One principal reason is that the histories of mankind that we possess are histories only of the higher classes.

We have but few accounts that can be depended upon of the manners and customs of that part of mankind where these retrograde and progressive movements chiefly take place.

A satisfactory history of this kind, on one people, and of one period, would require the constant and minute attention of an observing mind during a long life.
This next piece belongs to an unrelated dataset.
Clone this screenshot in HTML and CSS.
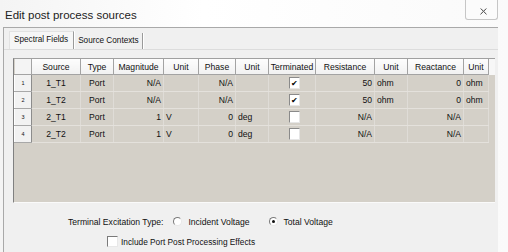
FILE: index.html
```html
<!DOCTYPE html>
<html>
<head>
<meta charset="utf-8">
<link rel="stylesheet" href="styles.css">
</head>
<body>
<div class="window">
  <div class="titlebar">
    <div class="title">Edit post process sources</div>
    <div class="close">
      <svg width="7" height="7" viewBox="0 0 7 7"><path d="M0.5 0.5 L6.5 6.5 M6.5 0.5 L0.5 6.5" stroke="#666" stroke-width="1" fill="none"/><path d="M1.5 0.5 L6.5 5.5 M5.5 0.5 L0.5 5.5" stroke="#aaa" stroke-width="0.5" fill="none"/></svg>
    </div>
  </div>
  <div class="dialog">
    <div class="tabs">
      <div class="tab active">Spectral Fields</div>
      <div class="tab">Source Contexts</div>
    </div>
    <div class="panel">
      <div class="grid">
        <table class="table">
          <colgroup>
            <col class="c-rh"><col class="c-src"><col class="c-type"><col class="c-mag"><col class="c-u1"><col class="c-ph"><col class="c-u2"><col class="c-term"><col class="c-res"><col class="c-u3"><col class="c-rea"><col class="c-u4"><col class="c-fill">
          </colgroup>
          <thead>
            <tr>
              <th class="corner"></th><th>Source</th><th>Type</th><th>Magnitude</th><th>Unit</th><th>Phase</th><th>Unit</th><th>Terminated</th><th>Resistance</th><th>Unit</th><th>Reactance</th><th>Unit</th><th class="fill"></th>
            </tr>
          </thead>
          <tbody>
            <tr>
              <td class="rh">1</td><td class="ctr">1_T1</td><td class="ctr">Port</td><td class="num">N/A</td><td class="unit"></td><td class="num">N/A</td><td class="unit"></td><td class="ctr"><span class="cb checked">&#10004;</span></td><td class="num">50</td><td class="unit">ohm</td><td class="num">0</td><td class="unit">ohm</td><td class="fill"></td>
            </tr>
            <tr>
              <td class="rh">2</td><td class="ctr">1_T2</td><td class="ctr">Port</td><td class="num">N/A</td><td class="unit"></td><td class="num">N/A</td><td class="unit"></td><td class="ctr"><span class="cb checked">&#10004;</span></td><td class="num">50</td><td class="unit">ohm</td><td class="num">0</td><td class="unit">ohm</td><td class="fill"></td>
            </tr>
            <tr>
              <td class="rh">3</td><td class="ctr">2_T1</td><td class="ctr">Port</td><td class="num">1</td><td class="unit">V</td><td class="num">0</td><td class="unit">deg</td><td class="ctr"><span class="cb"></span></td><td class="num">N/A</td><td class="unit"></td><td class="num">N/A</td><td class="unit"></td><td class="fill"></td>
            </tr>
            <tr>
              <td class="rh">4</td><td class="ctr">2_T2</td><td class="ctr">Port</td><td class="num">1</td><td class="unit">V</td><td class="num">0</td><td class="unit">deg</td><td class="ctr"><span class="cb"></span></td><td class="num">N/A</td><td class="unit"></td><td class="num">N/A</td><td class="unit"></td><td class="fill"></td>
            </tr>
          </tbody>
        </table>
      </div>
      <div class="options">
        <div class="opt-row row1">
          <span class="label">Terminal Excitation Type:</span>
          <span class="radio"></span><span class="rlabel">Incident Voltage</span>
          <span class="radio on"></span><span class="rlabel">Total Voltage</span>
        </div>
        <div class="opt-row row2">
          <span class="box"></span><span class="rlabel small">Include Port Post Processing Effects</span>
        </div>
      </div>
    </div>
  </div>
</div>
</body>
</html>
```

FILE: styles.css
```css
html, body {
  margin: 0;
  padding: 0;
  background: #ffffff;
}
body {
  width: 508px;
  height: 252px;
  overflow: hidden;
  font-family: "Liberation Sans", Arial, sans-serif;
  color: #111;
}
.window {
  display: flex;
  flex-direction: column;
  height: 252px;
  background: linear-gradient(90deg, #f4f4f4 0%, #ffffff 40%, #fafafa 100%);
}
.titlebar {
  height: 27px;
  display: flex;
  justify-content: space-between;
  align-items: flex-start;
  padding-left: 5px;
}
.title {
  font-size: 11.5px;
  line-height: 14px;
  padding-top: 8px;
  color: #222;
}
.close {
  width: 33px;
  height: 20px;
  margin-right: 10px;
  border: 1px solid #c6c6c6;
  border-top: none;
  border-radius: 0 0 3px 3px;
  background: #fbfbfb;
  display: flex;
  align-items: center;
  justify-content: center;
  padding: 4px 0 0 4px;
  box-sizing: border-box;
}
.dialog {
  margin-left: 3px;
  width: 494px;
  flex: 1;
  border-top: 1px solid #a9a9a9;
  border-left: 1px solid #a9a9a9;
  background: #f0f0f0;
  display: flex;
  flex-direction: column;
}
.tabs {
  height: 21px;
  display: flex;
  align-items: flex-end;
  padding-left: 5px;
}
.tab {
  font-size: 8.2px;
  height: 16px;
  line-height: 16px;
  padding: 0 3px 0 4px;
  border-right: 1px solid #9a9a9a;
  box-shadow: 1px 0 0 #ffffff;
  color: #111;
}
.tab.active {
  background: #f6f6f6;
  border-left: 1px solid #e2e2e2;
  border-top: 1px solid #e2e2e2;
  height: 17px;
  padding-left: 4px;
  padding-right: 5px;
}
.panel {
  flex: 1;
  border-top: 1px solid #dcdcdc;
  padding: 8px 0 0 9px;
  display: flex;
  flex-direction: column;
}
.grid {
  width: 482px;
  height: 145px;
  background: #d4d0c8;
  border-left: 1px solid #808080;
  border-top: 1px solid #a0a0a0;
  box-sizing: border-box;
  border-bottom: 1px solid #fafafa;
}
.table {
  border-collapse: collapse;
  table-layout: fixed;
  width: 481px;
  font-size: 8.6px;
}
.c-rh { width: 17px; }
.c-src { width: 49px; }
.c-type { width: 33px; }
.c-mag { width: 50px; }
.c-u1 { width: 35px; }
.c-ph { width: 37px; }
.c-u2 { width: 33px; }
.c-term { width: 47px; }
.c-res { width: 59px; }
.c-u3 { width: 33px; }
.c-rea { width: 56px; }
.c-u4 { width: 25px; }
.c-fill { width: 7px; }
th {
  height: 15px;
  padding: 0;
  font-weight: normal;
  background: linear-gradient(#fdfdfd, #f1f1f1);
  border-right: 1px solid #a3a3a3;
  border-bottom: 1px solid #a3a3a3;
  text-align: center;
  color: #111;
  white-space: nowrap;
  overflow: hidden;
}
th.corner {
  background: #f4f4f4;
}
th.fill {
  border-right: none;
  border-bottom: none;
  background: #f7f7f7;
}
td {
  height: 16px;
  padding: 0;
  border-right: 1px solid #dfdcd7;
  border-bottom: 1px solid #e4e1dc;
  white-space: nowrap;
  overflow: hidden;
  color: #111;
}
td.fill {
  border: none;
}
td.rh {
  background: #f2f2f2;
  font-size: 5.5px;
  text-align: center;
  border-top: 1px solid #ffffff;
  border-left: 1px solid #ffffff;
  border-right: 1px solid #8c8c8c;
  border-bottom: 1px solid #a8a8a8;
}
td.ctr { text-align: center; }
td.num { text-align: right; padding-right: 2px; }
td.unit { text-align: left; padding-left: 2px; }
.cb {
  display: inline-block;
  width: 11px;
  height: 12px;
  vertical-align: middle;
  background: #ffffff;
  border-top: 1px solid #8a8a8a;
  border-left: 1px solid #8a8a8a;
  border-right: 1px solid #e6e6e6;
  border-bottom: 1px solid #e6e6e6;
  box-sizing: border-box;
  font-size: 8px;
  line-height: 11px;
  text-align: center;
  color: #000;
  margin-left: 4px;
}
.options {
  display: flex;
  flex-direction: column;
  padding-top: 12px;
  font-size: 8.6px;
}
.opt-row {
  display: flex;
  align-items: center;
  height: 13px;
}
.row1 { padding-left: 55px; }
.row2 { padding-left: 94px; margin-top: 7px; }
.label { margin-right: 10px; }
.radio {
  width: 7px;
  height: 7px;
  border-radius: 50%;
  border-top: 1px solid #7a7a7a;
  border-left: 1px solid #7a7a7a;
  border-right: 1px solid #e8e8e8;
  border-bottom: 1px solid #e8e8e8;
  background: #ffffff;
  margin-right: 6px;
  position: relative;
}
.radio.on::after {
  content: "";
  position: absolute;
  left: 2px;
  top: 2px;
  width: 3px;
  height: 3px;
  border-radius: 50%;
  background: #111;
}
.rlabel + .radio { margin-left: 19px; }
.rlabel.small { font-size: 8.3px; }
.box {
  width: 9px;
  height: 9px;
  background: #ffffff;
  border-top: 1px solid #7a7a7a;
  border-left: 1px solid #7a7a7a;
  border-right: 1px solid #e8e8e8;
  border-bottom: 1px solid #e8e8e8;
  margin-right: 3px;
}
```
Some of the objects of inquiry would be, in what proportion to the number of adults was the number of marriages, to what extent vicious customs prevailed in consequence of the restraints upon matrimony, what was the comparative mortality among the children of the most distressed part of the community and those who lived rather more at their ease, what were the variations in the real price of labour, and what were the observable differences in the state of the lower classes of society with respect to ease and happiness, at different times during a certain period.
Such a history would tend greatly to elucidate the manner in which the constant check upon population acts and would probably prove the existence of the retrograde and progressive movements that have been mentioned, though the times of their vibrations must necessarily be rendered irregular from the operation of many interrupting causes, such as the introduction or failure of certain manufactures, a greater or less prevalent spirit of agricultural enterprise, years of plenty, or years of scarcity, wars and pestilence, poor laws, the invention of processes for shortening labour without the proportional extension of the market for the commodity, and, particularly, the difference between the nominal and real price of labour, a circumstance which has perhaps more than any other contributed to conceal this oscillation from common view.
It very rarely happens that the nominal price of labour universally falls, but we well know that it frequently remains the same, while the nominal price of provisions has been gradually increasing.